Lord of the Miracles (El Senor de los Milagros)
All of October - principal days 18th, 19th & October 28th.
This procession gathers together the largest number of believers in South America. Its' origins lie in colonial times, when a slave, brought over from Angola, drew the image of a black Christ on the walls of a wretched hut at the Pachacamilla plantation, near Lima. The image stayed on the wall despite several attempts to erase it.

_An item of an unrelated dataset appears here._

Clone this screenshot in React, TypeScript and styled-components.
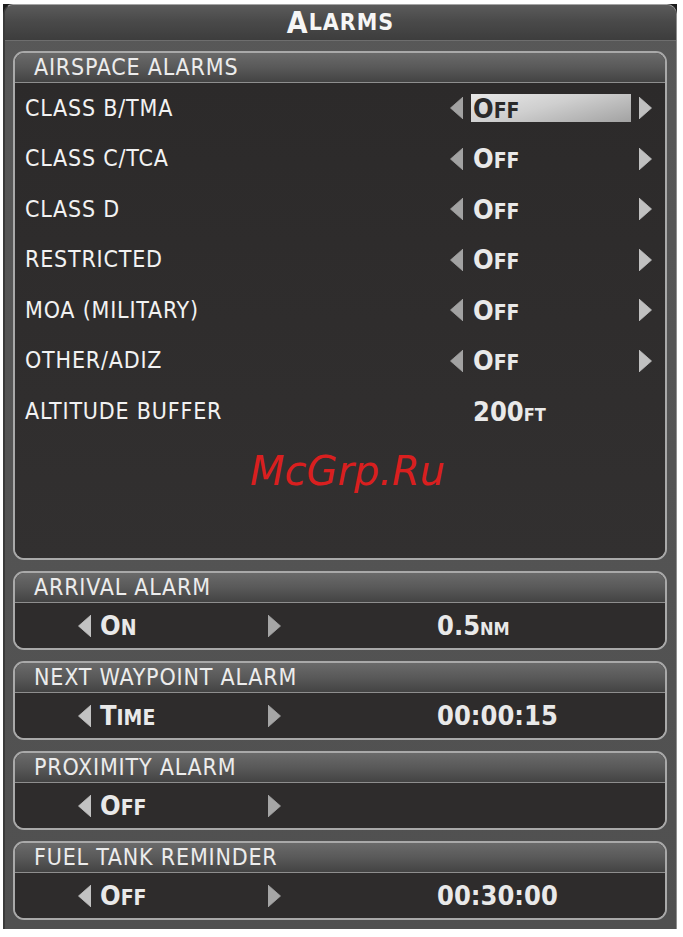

The image survived intact on the wall despite an earthquake in 1746 which leveled all surrounding buildings. As a result of this event, worship of the image rose to new heights, until it became the most widely venerated image in the city of Lima. The principal day of the celebration of the Lord of the Miracles is 28th October, the anniversary of the 1746 earthquake.
The procession in Lima is one of the largest annual processions in all of the Americas, where tens of thousands of the faithful dress in purple tunics, sing hymns and pray as they accompany the image. The litter which bears the painting weighs two tons and is borne on the shoulders of believers who set out on the traditional 24-hour procession from the church of Las Nazarenas, crossing downtown Lima until it reaches the church of La Merced in Barrios Altos. Around this time of year, the streets fill with vendors of a wide variety of typical dishes and sweets, such as the famous Turrón de Doña Pepa.
Female followers of the Lord of the Miracles often wear purple for the entire month of October, and are easily identifiable by a purple dress, sashed with a white cord. There is a modest celebration in Cusco and a big procession in Santa Cruz, Bolivia.